Senegal is surprisingly not really regarded for its African wildlife, instead seen as more of a cultural destination. Yet its national parks are extraordinary. Continuing further south to the Unesco-listed Siné-Saloum national park, not far from the border with The Gambia, one leaves behind the contrived wilderness of the Bandia, and the commercialised safaris of the Fathala Wildlife Reserve and instead one is embraced by genuine nature on a truly impressive, African scale.

Among the vast wetlands of the river deltas that spill out into the tidal waters of the Atlantic ocean, there are islands covered in hardwood trees, where the sounds of exotic bird calls fill the air. Dusk is the time to experience the remarkable phenomenon of birds going to roost among the mangrove trees. Overhead squadrons of pink-backed pelicans can be seen flying towards the security of isolated islands, where among the mangrove branches, sieges of goliath herons jostle for a perch. Private boat trips take visitors to the shores of these islands to witness the nightly ritual, before heading back to a wilderness hotel as the sun sets over the water.

Senegal - the stable gateway to West Africa

A flight of just four and half hours from Madrid takes one to the magic of this sub-Saharan nation. Senegal offers travellers a captivating African experience, from the sophistication of its capital Dakar; the wild spaces of its national parks; to the modern beach resorts of Saly.

This democratic country is among the most stable in Africa.
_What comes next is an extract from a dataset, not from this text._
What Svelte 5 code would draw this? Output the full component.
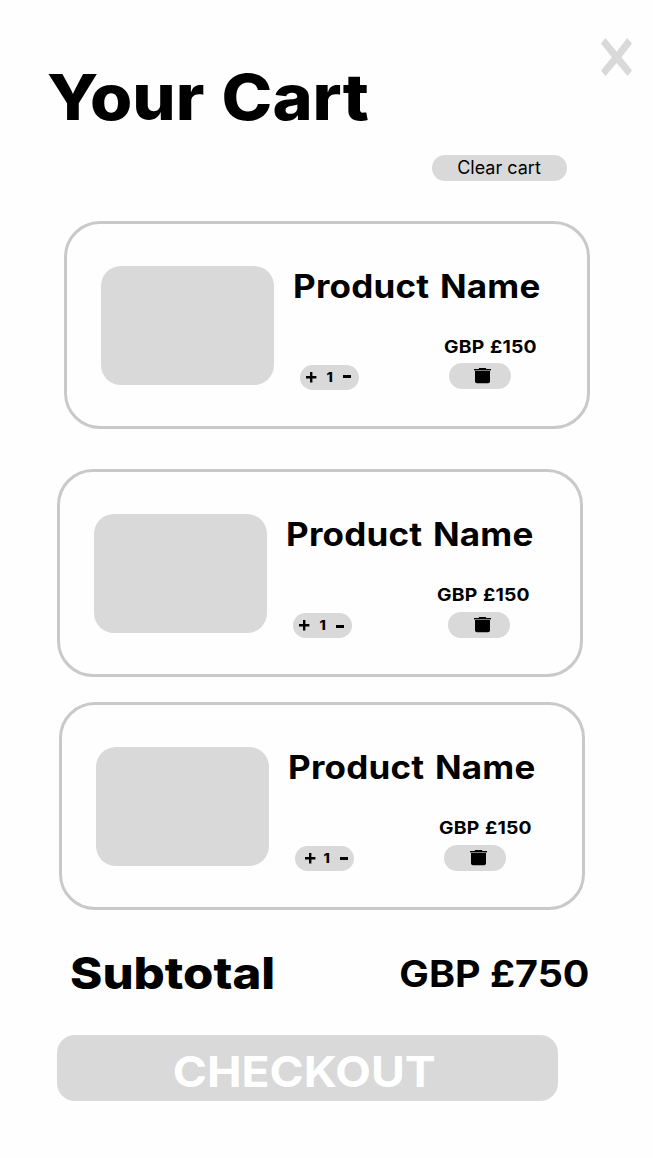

Despite a questionable record on human rights, particularly towards LGBT citizens, freedom of worship is protected within this predominantly Muslim nation. Among the mosque towers in the cities one might also find a bell tower, or spire of a Catholic church. Alcohol is widely available too; visit a bar or nightclub and you'll be drinking among the Senegalese. It would appear that Muslims here are not as conservative as others in Africa.

However, travelling within a developing country such as this means one is directly confronted by the daily challenges of life in Africa. As one drives through Senegal there are frequent scenes that cruelly show the poverty, inequality, and environmental challenges in this part of the world.

Yet humans are remarkably resilient; and the powerful songs of the Daniel Brottier choir, which I experienced on my first day in Senegal, epitomised for me a confident nation, confronting and reconciling the country's colonial past and endeavouring to face the future with optimism and hope.